··· Record set ···
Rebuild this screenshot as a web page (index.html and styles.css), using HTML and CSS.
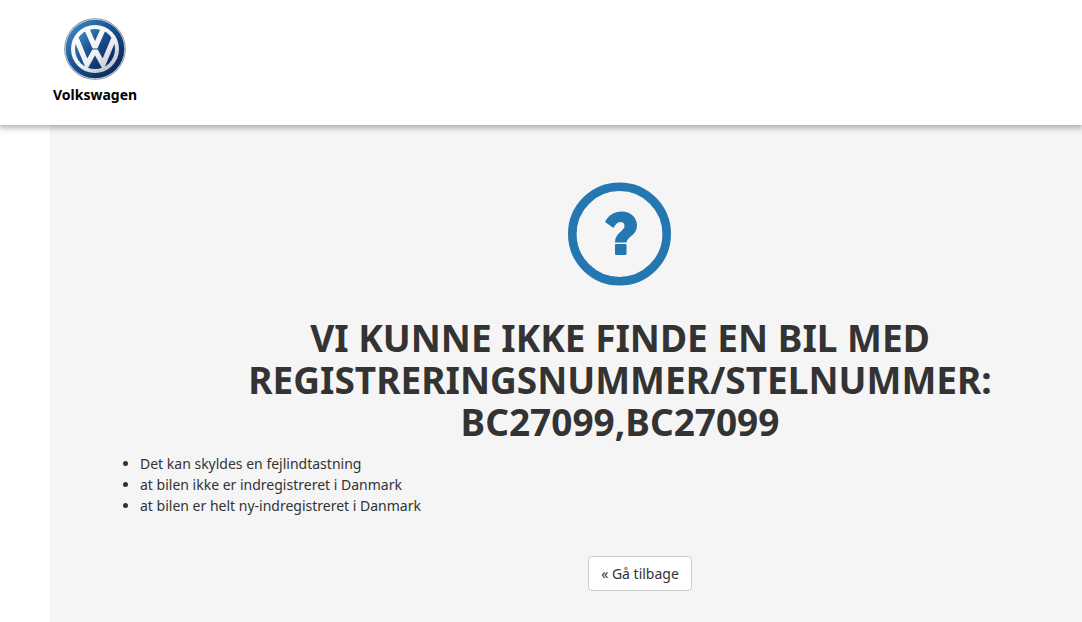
···
··· Record set ···
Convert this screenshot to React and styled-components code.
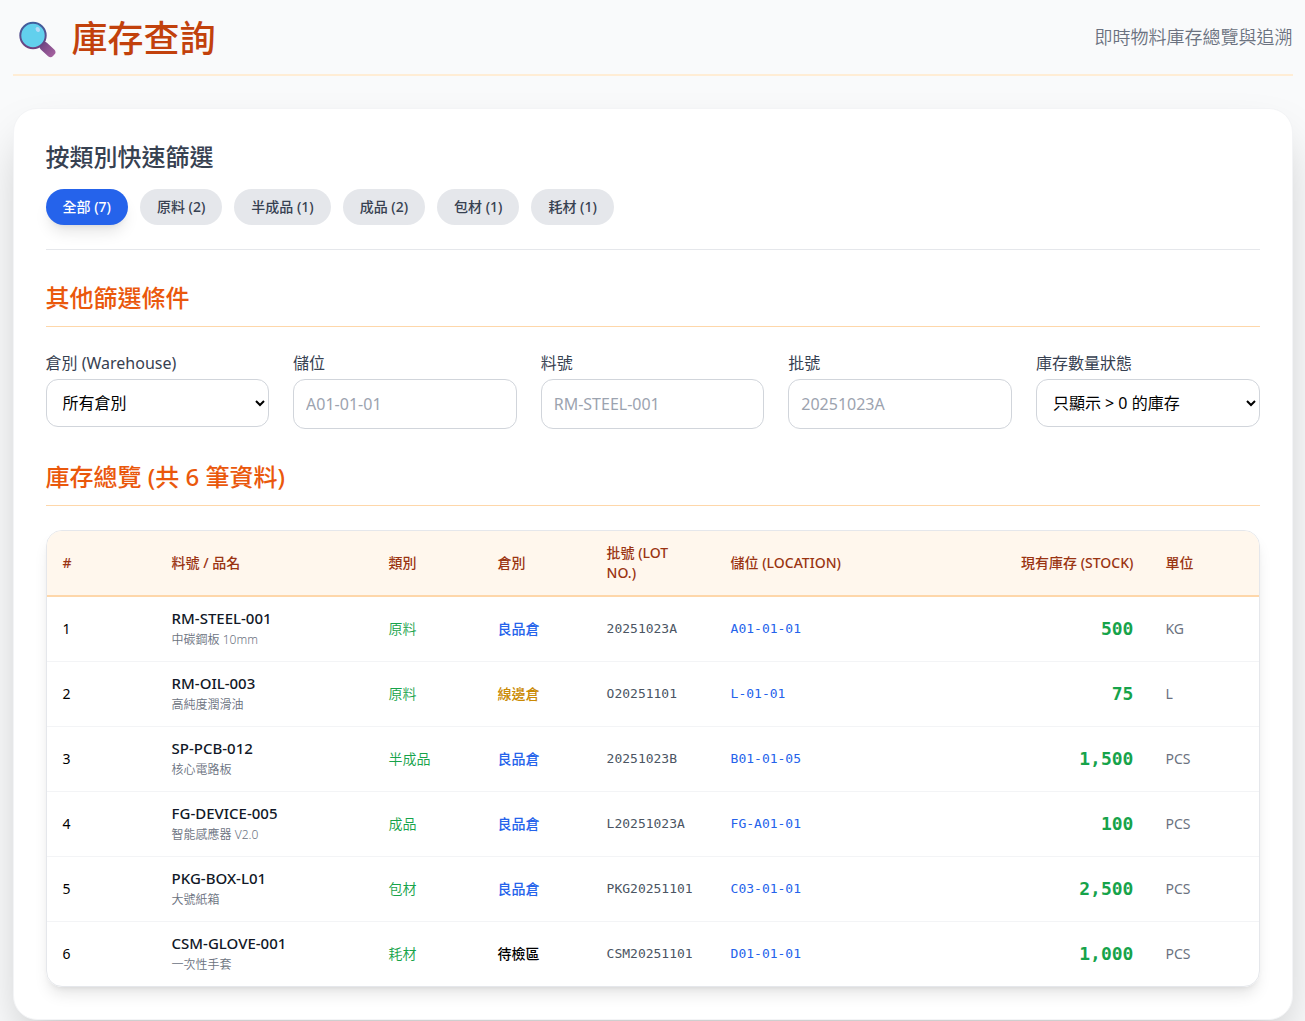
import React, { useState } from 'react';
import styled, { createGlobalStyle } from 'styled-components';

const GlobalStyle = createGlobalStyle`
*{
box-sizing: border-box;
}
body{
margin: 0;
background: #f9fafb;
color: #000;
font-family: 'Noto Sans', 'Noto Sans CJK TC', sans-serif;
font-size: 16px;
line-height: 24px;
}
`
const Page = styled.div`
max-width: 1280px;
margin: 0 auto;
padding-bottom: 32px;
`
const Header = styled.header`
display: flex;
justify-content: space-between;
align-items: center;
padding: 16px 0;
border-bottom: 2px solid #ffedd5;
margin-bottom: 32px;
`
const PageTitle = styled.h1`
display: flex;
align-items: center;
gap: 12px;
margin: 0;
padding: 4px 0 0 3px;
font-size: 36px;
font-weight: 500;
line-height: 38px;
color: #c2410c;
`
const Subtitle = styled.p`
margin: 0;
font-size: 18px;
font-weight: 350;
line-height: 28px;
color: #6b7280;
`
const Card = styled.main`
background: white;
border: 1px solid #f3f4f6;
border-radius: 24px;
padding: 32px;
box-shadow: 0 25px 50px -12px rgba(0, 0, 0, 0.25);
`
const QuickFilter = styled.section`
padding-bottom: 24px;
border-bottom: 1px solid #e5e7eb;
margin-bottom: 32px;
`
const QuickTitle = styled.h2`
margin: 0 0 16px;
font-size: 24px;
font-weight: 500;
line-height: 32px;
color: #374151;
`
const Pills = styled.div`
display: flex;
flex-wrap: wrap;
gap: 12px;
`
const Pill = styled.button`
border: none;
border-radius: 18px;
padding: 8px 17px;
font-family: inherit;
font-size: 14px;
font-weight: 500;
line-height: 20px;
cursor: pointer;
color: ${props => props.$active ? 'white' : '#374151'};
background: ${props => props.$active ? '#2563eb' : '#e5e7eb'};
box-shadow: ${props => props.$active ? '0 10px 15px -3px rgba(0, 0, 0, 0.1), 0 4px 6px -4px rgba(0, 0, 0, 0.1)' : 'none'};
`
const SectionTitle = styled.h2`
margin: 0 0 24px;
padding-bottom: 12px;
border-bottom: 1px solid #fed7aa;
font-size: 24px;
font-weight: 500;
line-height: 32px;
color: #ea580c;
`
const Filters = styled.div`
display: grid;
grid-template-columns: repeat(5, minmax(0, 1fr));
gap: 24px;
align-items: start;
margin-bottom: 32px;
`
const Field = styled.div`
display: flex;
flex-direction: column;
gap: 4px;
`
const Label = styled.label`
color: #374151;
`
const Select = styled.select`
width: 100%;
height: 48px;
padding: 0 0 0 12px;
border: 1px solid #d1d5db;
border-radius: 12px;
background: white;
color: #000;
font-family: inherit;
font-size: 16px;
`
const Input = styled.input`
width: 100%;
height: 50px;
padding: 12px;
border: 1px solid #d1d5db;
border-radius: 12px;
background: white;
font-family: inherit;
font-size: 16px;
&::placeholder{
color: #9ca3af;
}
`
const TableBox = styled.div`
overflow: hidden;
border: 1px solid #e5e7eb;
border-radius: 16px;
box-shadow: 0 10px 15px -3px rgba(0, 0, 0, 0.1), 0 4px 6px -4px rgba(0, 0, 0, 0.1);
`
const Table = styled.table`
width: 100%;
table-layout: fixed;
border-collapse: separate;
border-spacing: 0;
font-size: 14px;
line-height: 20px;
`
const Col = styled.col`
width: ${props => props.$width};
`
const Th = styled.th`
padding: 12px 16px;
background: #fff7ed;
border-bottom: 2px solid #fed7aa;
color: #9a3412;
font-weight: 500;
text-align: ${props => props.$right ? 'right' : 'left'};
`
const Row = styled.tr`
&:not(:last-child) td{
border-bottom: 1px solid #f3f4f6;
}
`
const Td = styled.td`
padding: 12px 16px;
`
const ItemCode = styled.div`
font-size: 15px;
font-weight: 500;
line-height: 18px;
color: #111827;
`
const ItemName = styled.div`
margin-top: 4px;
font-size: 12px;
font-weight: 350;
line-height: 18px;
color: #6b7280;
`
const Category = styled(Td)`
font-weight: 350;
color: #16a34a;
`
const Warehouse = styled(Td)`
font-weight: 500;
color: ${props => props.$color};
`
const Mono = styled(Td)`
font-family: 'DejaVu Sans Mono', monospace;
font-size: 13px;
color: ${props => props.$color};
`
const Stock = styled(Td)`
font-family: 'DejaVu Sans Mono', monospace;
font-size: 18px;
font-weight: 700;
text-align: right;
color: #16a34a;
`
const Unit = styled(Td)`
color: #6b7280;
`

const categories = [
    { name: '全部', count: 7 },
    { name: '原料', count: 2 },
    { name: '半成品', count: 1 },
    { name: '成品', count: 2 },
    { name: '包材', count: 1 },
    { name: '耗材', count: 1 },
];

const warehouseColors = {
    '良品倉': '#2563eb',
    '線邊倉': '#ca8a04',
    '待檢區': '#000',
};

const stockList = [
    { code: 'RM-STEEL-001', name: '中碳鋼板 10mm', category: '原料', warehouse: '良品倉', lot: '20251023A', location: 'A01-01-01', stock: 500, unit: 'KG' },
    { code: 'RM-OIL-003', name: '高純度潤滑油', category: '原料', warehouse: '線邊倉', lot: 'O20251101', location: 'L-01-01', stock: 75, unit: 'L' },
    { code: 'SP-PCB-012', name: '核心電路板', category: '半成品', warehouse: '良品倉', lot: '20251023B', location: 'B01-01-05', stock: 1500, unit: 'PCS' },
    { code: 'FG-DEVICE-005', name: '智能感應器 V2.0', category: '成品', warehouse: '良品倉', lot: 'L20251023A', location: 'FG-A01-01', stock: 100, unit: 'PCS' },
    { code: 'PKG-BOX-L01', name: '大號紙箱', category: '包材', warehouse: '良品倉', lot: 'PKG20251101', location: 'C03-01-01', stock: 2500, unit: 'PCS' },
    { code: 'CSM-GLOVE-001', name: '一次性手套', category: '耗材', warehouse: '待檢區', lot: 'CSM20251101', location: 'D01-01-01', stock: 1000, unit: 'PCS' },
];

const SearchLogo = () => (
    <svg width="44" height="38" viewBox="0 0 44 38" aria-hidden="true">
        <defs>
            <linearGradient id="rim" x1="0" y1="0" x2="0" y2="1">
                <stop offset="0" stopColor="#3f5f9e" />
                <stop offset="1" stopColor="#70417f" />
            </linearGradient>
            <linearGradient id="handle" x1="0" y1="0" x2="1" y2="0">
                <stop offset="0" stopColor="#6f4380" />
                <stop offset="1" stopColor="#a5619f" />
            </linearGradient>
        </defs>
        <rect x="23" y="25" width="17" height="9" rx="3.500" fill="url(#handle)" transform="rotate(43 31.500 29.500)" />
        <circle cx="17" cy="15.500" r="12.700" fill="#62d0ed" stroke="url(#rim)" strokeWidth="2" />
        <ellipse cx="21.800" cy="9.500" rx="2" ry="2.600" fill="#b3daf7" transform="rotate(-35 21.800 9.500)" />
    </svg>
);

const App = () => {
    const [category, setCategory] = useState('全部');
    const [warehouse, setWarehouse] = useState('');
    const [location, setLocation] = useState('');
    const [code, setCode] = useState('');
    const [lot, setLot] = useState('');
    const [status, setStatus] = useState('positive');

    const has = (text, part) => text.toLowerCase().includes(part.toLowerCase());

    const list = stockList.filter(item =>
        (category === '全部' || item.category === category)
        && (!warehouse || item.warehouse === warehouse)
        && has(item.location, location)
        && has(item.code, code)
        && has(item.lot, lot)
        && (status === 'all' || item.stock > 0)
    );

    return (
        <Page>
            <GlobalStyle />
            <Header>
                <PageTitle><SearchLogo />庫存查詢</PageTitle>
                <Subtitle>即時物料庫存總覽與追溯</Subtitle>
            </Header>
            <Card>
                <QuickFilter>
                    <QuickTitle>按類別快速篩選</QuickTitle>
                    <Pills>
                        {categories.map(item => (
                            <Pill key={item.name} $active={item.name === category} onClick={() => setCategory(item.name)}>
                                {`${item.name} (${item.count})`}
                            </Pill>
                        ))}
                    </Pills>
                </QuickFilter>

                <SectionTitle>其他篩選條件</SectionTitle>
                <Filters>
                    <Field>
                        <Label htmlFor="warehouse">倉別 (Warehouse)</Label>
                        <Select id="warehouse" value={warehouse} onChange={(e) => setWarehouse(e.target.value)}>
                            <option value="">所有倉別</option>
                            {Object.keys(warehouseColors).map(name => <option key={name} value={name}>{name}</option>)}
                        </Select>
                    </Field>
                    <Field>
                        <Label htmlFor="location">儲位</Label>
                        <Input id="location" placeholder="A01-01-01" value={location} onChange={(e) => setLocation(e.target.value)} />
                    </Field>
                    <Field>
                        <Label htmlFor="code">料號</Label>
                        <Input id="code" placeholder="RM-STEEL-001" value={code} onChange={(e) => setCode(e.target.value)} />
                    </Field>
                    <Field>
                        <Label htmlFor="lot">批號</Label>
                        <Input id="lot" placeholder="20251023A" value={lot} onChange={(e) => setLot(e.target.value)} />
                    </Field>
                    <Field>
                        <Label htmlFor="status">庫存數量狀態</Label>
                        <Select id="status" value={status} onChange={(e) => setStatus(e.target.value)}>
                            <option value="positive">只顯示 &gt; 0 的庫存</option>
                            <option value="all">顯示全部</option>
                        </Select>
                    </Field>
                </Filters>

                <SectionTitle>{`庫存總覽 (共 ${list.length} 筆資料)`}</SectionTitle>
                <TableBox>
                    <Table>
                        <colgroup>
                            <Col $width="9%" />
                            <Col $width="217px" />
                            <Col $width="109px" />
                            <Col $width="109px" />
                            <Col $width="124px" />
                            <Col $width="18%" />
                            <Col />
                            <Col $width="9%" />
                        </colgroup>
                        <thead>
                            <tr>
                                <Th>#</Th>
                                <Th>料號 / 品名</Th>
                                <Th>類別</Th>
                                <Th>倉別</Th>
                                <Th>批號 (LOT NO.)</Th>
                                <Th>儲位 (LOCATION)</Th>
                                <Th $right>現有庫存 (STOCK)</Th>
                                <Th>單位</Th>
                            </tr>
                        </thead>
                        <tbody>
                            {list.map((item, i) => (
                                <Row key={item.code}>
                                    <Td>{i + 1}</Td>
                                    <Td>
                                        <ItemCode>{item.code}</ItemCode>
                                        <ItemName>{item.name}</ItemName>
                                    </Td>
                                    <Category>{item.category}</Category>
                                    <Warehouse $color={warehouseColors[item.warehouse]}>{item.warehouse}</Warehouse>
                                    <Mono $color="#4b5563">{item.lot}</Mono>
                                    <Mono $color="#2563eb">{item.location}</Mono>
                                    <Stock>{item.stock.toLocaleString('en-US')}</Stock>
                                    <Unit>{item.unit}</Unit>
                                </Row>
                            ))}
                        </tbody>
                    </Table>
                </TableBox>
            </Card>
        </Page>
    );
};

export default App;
···
- [Short task] Search the listing for the string "components". Copy each line where it turns up.

- [Output for this exercise]
Convert this screenshot to React and styled-components code.
import styled, { createGlobalStyle } from 'styled-components';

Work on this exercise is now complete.